**Data to process**
☆ ☆ ☆ ☆ ☆ ☆ ☆

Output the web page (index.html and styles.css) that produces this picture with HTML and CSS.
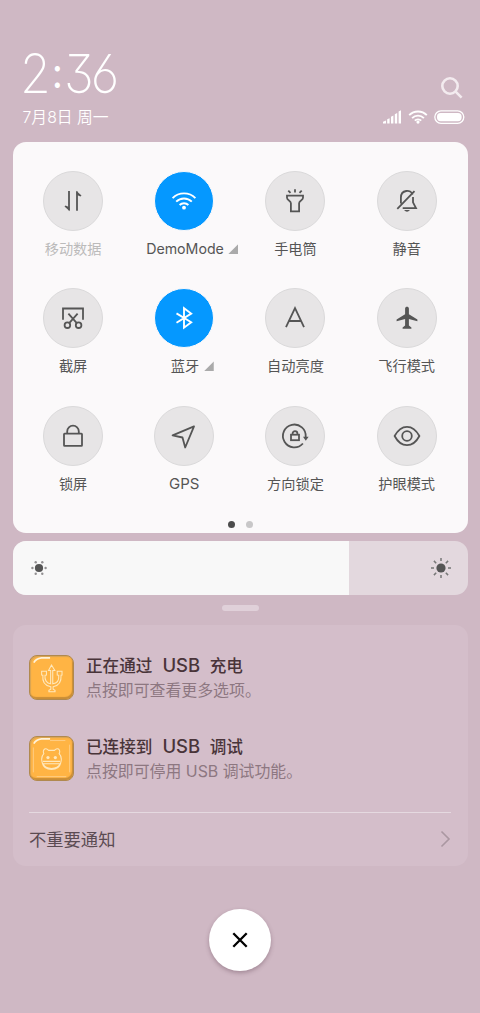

☆ ☆ ☆ ☆ ☆ ☆ ☆

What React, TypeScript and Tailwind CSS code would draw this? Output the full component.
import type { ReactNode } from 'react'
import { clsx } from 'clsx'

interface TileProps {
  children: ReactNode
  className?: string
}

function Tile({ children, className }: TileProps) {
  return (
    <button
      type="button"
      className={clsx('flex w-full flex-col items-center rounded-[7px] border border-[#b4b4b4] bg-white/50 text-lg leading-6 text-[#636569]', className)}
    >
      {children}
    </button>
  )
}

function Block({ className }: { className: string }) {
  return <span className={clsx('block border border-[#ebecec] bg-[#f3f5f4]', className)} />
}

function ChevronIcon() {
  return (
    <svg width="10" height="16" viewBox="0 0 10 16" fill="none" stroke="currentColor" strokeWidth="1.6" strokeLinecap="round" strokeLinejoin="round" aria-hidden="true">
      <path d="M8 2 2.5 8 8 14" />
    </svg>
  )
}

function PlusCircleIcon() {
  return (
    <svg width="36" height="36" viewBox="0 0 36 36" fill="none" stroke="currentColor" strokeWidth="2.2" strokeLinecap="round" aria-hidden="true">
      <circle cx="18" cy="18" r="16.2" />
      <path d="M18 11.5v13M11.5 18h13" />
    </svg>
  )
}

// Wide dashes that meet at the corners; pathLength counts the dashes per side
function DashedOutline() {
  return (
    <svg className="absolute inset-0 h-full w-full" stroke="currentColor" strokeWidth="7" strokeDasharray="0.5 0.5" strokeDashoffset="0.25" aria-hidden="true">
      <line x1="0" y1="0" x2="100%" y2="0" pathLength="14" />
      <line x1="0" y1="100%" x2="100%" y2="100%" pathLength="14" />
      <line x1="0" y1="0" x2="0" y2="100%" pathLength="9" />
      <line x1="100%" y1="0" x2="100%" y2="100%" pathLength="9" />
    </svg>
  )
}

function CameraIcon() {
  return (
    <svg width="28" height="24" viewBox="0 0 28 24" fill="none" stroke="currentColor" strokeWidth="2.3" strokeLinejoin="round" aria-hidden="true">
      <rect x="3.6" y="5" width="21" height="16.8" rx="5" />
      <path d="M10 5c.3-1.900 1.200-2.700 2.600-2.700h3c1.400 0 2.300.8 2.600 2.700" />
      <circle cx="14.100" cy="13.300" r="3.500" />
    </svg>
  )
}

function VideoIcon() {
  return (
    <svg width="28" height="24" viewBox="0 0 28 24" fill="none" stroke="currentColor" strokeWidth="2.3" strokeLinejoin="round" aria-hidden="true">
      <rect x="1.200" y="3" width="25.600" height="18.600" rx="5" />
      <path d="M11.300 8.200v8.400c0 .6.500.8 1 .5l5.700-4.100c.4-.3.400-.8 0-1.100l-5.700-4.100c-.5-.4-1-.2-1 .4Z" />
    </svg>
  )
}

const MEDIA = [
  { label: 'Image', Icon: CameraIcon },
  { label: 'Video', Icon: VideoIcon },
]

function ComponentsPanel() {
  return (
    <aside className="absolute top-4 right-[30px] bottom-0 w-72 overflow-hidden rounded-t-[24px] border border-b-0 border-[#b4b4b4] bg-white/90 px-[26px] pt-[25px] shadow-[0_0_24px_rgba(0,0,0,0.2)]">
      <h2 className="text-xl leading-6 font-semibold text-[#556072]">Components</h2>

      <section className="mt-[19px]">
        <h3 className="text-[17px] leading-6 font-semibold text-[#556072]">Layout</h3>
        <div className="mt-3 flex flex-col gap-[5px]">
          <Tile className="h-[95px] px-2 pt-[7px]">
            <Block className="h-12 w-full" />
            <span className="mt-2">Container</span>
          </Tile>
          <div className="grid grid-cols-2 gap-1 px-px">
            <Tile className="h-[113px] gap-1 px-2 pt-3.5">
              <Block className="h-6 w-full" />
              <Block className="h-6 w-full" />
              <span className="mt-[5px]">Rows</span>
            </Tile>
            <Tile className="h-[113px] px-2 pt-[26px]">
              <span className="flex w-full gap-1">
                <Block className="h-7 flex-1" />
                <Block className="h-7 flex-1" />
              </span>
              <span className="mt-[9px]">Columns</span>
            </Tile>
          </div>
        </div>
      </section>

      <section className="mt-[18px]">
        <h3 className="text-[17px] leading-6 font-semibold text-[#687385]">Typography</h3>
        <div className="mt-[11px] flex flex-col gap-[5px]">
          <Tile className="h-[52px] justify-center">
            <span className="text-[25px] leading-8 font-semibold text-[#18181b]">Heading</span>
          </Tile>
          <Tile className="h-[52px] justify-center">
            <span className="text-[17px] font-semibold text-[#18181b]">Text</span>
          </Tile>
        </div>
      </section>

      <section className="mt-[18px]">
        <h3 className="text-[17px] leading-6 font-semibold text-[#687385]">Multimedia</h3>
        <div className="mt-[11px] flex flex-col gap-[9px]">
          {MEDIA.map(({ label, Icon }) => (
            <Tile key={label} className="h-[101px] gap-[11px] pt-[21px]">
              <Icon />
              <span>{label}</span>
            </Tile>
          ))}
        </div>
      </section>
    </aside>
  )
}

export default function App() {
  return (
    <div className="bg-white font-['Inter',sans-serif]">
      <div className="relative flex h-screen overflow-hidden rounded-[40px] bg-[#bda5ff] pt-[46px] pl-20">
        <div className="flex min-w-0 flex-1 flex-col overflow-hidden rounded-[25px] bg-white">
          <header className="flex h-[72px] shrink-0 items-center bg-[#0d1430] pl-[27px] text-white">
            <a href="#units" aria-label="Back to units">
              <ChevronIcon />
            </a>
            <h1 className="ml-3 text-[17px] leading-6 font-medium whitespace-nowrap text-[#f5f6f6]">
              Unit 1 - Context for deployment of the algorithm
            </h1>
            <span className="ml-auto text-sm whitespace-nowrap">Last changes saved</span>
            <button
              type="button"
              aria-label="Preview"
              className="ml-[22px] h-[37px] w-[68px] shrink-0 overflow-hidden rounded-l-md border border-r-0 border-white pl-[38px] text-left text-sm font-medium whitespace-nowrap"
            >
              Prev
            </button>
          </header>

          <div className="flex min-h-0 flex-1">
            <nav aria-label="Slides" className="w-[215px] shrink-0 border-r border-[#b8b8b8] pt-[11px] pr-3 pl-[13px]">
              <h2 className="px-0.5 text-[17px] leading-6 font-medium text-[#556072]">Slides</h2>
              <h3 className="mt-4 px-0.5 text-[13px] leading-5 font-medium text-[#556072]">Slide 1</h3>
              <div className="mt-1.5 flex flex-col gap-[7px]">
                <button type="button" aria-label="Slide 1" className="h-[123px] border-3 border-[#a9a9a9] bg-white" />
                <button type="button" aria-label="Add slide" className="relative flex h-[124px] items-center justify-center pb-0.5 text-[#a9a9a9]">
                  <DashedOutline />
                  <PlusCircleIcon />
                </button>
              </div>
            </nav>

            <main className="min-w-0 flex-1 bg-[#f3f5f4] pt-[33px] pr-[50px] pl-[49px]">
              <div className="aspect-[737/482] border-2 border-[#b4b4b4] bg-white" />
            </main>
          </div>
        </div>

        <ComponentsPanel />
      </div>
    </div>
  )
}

☆ ☆ ☆ ☆ ☆ ☆ ☆

Which lines include the word "this"? Copy every one of them.

**The completed task**
Output the web page (index.html and styles.css) that produces this picture with HTML and CSS.
What React, TypeScript and Tailwind CSS code would draw this? Output the full component.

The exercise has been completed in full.